-- Material --
----------

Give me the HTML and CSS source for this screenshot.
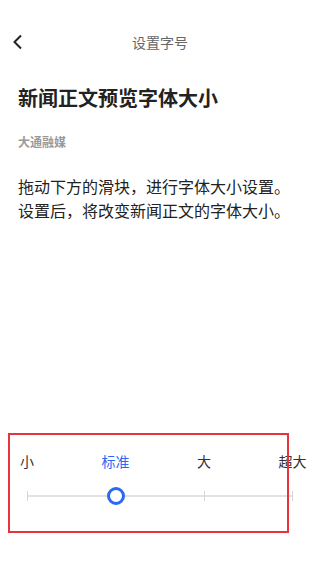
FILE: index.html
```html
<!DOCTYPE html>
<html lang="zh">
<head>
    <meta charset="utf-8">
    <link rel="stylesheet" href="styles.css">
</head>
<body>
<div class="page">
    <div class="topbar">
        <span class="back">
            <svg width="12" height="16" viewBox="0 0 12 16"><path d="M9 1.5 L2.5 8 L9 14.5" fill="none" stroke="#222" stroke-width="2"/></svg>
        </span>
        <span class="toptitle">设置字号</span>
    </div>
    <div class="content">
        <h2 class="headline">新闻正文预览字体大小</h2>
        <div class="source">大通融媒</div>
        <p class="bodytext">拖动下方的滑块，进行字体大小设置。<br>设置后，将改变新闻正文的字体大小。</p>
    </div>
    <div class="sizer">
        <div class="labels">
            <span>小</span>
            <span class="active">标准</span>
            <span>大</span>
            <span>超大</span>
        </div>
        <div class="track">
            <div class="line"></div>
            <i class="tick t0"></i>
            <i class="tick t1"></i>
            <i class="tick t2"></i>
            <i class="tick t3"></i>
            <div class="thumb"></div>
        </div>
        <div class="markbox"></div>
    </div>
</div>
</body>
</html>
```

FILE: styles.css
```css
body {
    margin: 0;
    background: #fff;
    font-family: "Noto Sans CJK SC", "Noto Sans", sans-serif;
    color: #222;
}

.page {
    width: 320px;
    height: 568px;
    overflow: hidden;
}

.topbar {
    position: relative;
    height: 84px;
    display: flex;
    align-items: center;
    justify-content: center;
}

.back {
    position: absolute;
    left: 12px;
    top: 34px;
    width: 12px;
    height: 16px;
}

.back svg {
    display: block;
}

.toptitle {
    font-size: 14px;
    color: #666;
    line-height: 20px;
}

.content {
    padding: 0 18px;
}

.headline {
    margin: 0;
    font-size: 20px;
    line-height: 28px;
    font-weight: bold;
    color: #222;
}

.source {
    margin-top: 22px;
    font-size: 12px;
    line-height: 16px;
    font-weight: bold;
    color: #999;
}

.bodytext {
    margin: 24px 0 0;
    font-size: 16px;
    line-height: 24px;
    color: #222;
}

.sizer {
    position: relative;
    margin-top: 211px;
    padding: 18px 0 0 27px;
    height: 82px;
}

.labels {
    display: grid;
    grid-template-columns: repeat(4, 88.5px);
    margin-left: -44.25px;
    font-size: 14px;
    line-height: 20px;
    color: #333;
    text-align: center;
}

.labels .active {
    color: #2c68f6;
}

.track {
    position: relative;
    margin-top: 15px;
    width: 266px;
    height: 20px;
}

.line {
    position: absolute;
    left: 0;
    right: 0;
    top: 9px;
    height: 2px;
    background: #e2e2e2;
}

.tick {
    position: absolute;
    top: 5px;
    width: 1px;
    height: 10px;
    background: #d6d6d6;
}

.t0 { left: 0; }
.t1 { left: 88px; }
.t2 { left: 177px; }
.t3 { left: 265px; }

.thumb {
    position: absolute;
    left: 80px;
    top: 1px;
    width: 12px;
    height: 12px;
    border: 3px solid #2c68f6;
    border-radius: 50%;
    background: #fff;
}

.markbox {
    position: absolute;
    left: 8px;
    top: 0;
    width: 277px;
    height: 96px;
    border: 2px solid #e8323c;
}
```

----------

-- Set exercise --
Return each line exactly as written. Any picture gets left out.

-- Result --
Give me the HTML and CSS source for this screenshot.
FILE: index.html
```html
<!DOCTYPE html>
<html lang="zh">
<head>
    <meta charset="utf-8">
    <link rel="stylesheet" href="styles.css">
</head>
<body>
<div class="page">
    <div class="topbar">
        <span class="back">
            <svg width="12" height="16" viewBox="0 0 12 16"><path d="M9 1.5 L2.5 8 L9 14.5" fill="none" stroke="#222" stroke-width="2"/></svg>
        </span>
        <span class="toptitle">设置字号</span>
    </div>
    <div class="content">
        <h2 class="headline">新闻正文预览字体大小</h2>
        <div class="source">大通融媒</div>
        <p class="bodytext">拖动下方的滑块，进行字体大小设置。<br>设置后，将改变新闻正文的字体大小。</p>
    </div>
    <div class="sizer">
        <div class="labels">
            <span>小</span>
            <span class="active">标准</span>
            <span>大</span>
            <span>超大</span>
        </div>
        <div class="track">
            <div class="line"></div>
            <i class="tick t0"></i>
            <i class="tick t1"></i>
            <i class="tick t2"></i>
            <i class="tick t3"></i>
            <div class="thumb"></div>
        </div>
        <div class="markbox"></div>
    </div>
</div>
</body>
</html>
```

FILE: styles.css
```css
body {
    margin: 0;
    background: #fff;
    font-family: "Noto Sans CJK SC", "Noto Sans", sans-serif;
    color: #222;
}

.page {
    width: 320px;
    height: 568px;
    overflow: hidden;
}

.topbar {
    position: relative;
    height: 84px;
    display: flex;
    align-items: center;
    justify-content: center;
}

.back {
    position: absolute;
    left: 12px;
    top: 34px;
    width: 12px;
    height: 16px;
}

.back svg {
    display: block;
}

.toptitle {
    font-size: 14px;
    color: #666;
    line-height: 20px;
}

.content {
    padding: 0 18px;
}

.headline {
    margin: 0;
    font-size: 20px;
    line-height: 28px;
    font-weight: bold;
    color: #222;
}

.source {
    margin-top: 22px;
    font-size: 12px;
    line-height: 16px;
    font-weight: bold;
    color: #999;
}

.bodytext {
    margin: 24px 0 0;
    font-size: 16px;
    line-height: 24px;
    color: #222;
}

.sizer {
    position: relative;
    margin-top: 211px;
    padding: 18px 0 0 27px;
    height: 82px;
}

.labels {
    display: grid;
    grid-template-columns: repeat(4, 88.5px);
    margin-left: -44.25px;
    font-size: 14px;
    line-height: 20px;
    color: #333;
    text-align: center;
}

.labels .active {
    color: #2c68f6;
}

.track {
    position: relative;
    margin-top: 15px;
    width: 266px;
    height: 20px;
}

.line {
    position: absolute;
    left: 0;
    right: 0;
    top: 9px;
    height: 2px;
    background: #e2e2e2;
}

.tick {
    position: absolute;
    top: 5px;
    width: 1px;
    height: 10px;
    background: #d6d6d6;
}

.t0 { left: 0; }
.t1 { left: 88px; }
.t2 { left: 177px; }
.t3 { left: 265px; }

.thumb {
    position: absolute;
    left: 80px;
    top: 1px;
    width: 12px;
    height: 12px;
    border: 3px solid #2c68f6;
    border-radius: 50%;
    background: #fff;
}

.markbox {
    position: absolute;
    left: 8px;
    top: 0;
    width: 277px;
    height: 96px;
    border: 2px solid #e8323c;
}
```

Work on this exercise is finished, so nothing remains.